Aim of the task:
Set the listing down unchanged, minus every embedded image.

Collected material:
..............................

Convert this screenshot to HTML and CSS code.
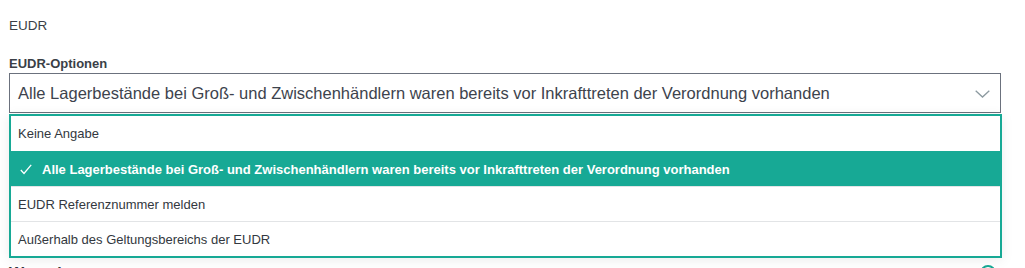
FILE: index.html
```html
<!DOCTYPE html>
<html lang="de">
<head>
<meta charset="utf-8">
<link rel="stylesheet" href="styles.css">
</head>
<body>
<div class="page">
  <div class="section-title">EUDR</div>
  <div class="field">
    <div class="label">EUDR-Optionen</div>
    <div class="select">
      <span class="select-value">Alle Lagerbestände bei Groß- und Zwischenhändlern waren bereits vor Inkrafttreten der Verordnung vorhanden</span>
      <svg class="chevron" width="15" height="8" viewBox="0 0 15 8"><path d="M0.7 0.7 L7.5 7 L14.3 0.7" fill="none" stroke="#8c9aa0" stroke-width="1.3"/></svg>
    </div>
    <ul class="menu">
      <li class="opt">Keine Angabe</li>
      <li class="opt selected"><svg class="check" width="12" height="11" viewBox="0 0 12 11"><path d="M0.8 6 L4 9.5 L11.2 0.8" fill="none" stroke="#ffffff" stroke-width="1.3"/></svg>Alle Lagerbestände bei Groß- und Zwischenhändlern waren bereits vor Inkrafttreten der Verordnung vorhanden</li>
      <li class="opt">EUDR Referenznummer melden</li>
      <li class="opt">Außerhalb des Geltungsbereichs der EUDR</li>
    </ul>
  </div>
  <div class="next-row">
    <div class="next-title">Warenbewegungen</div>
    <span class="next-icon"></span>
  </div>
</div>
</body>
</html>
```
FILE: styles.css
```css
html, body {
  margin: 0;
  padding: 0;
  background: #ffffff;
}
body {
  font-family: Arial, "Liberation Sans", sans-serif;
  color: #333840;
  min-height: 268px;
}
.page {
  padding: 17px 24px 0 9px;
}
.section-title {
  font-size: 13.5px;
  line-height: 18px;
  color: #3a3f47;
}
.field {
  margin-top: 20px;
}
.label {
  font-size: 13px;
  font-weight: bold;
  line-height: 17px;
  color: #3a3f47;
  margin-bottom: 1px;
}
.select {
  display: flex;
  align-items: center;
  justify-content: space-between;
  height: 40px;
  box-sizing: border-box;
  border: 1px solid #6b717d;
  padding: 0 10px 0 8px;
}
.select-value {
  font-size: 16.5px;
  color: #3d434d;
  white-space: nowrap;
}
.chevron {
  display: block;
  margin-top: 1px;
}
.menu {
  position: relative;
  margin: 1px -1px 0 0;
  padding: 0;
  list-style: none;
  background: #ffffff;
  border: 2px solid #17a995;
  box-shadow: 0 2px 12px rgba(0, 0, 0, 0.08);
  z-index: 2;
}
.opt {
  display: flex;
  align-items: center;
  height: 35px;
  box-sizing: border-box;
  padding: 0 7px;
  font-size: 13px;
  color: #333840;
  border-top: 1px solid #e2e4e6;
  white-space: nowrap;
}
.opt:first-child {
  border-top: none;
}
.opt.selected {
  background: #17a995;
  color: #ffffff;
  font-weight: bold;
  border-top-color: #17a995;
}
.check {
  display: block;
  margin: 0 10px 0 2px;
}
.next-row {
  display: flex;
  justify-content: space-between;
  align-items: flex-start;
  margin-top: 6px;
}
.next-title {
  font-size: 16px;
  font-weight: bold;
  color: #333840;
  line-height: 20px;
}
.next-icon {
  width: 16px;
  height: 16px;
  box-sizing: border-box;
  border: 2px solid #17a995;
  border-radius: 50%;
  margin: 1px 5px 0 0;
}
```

..............................

Output for this exercise:
Convert this screenshot to HTML and CSS code.
FILE: index.html
```html
<!DOCTYPE html>
<html lang="de">
<head>
<meta charset="utf-8">
<link rel="stylesheet" href="styles.css">
</head>
<body>
<div class="page">
  <div class="section-title">EUDR</div>
  <div class="field">
    <div class="label">EUDR-Optionen</div>
    <div class="select">
      <span class="select-value">Alle Lagerbestände bei Groß- und Zwischenhändlern waren bereits vor Inkrafttreten der Verordnung vorhanden</span>
      <svg class="chevron" width="15" height="8" viewBox="0 0 15 8"><path d="M0.7 0.7 L7.5 7 L14.3 0.7" fill="none" stroke="#8c9aa0" stroke-width="1.3"/></svg>
    </div>
    <ul class="menu">
      <li class="opt">Keine Angabe</li>
      <li class="opt selected"><svg class="check" width="12" height="11" viewBox="0 0 12 11"><path d="M0.8 6 L4 9.5 L11.2 0.8" fill="none" stroke="#ffffff" stroke-width="1.3"/></svg>Alle Lagerbestände bei Groß- und Zwischenhändlern waren bereits vor Inkrafttreten der Verordnung vorhanden</li>
      <li class="opt">EUDR Referenznummer melden</li>
      <li class="opt">Außerhalb des Geltungsbereichs der EUDR</li>
    </ul>
  </div>
  <div class="next-row">
    <div class="next-title">Warenbewegungen</div>
    <span class="next-icon"></span>
  </div>
</div>
</body>
</html>
```
FILE: styles.css
```css
html, body {
  margin: 0;
  padding: 0;
  background: #ffffff;
}
body {
  font-family: Arial, "Liberation Sans", sans-serif;
  color: #333840;
  min-height: 268px;
}
.page {
  padding: 17px 24px 0 9px;
}
.section-title {
  font-size: 13.5px;
  line-height: 18px;
  color: #3a3f47;
}
.field {
  margin-top: 20px;
}
.label {
  font-size: 13px;
  font-weight: bold;
  line-height: 17px;
  color: #3a3f47;
  margin-bottom: 1px;
}
.select {
  display: flex;
  align-items: center;
  justify-content: space-between;
  height: 40px;
  box-sizing: border-box;
  border: 1px solid #6b717d;
  padding: 0 10px 0 8px;
}
.select-value {
  font-size: 16.5px;
  color: #3d434d;
  white-space: nowrap;
}
.chevron {
  display: block;
  margin-top: 1px;
}
.menu {
  position: relative;
  margin: 1px -1px 0 0;
  padding: 0;
  list-style: none;
  background: #ffffff;
  border: 2px solid #17a995;
  box-shadow: 0 2px 12px rgba(0, 0, 0, 0.08);
  z-index: 2;
}
.opt {
  display: flex;
  align-items: center;
  height: 35px;
  box-sizing: border-box;
  padding: 0 7px;
  font-size: 13px;
  color: #333840;
  border-top: 1px solid #e2e4e6;
  white-space: nowrap;
}
.opt:first-child {
  border-top: none;
}
.opt.selected {
  background: #17a995;
  color: #ffffff;
  font-weight: bold;
  border-top-color: #17a995;
}
.check {
  display: block;
  margin: 0 10px 0 2px;
}
.next-row {
  display: flex;
  justify-content: space-between;
  align-items: flex-start;
  margin-top: 6px;
}
.next-title {
  font-size: 16px;
  font-weight: bold;
  color: #333840;
  line-height: 20px;
}
.next-icon {
  width: 16px;
  height: 16px;
  box-sizing: border-box;
  border: 2px solid #17a995;
  border-radius: 50%;
  margin: 1px 5px 0 0;
}
```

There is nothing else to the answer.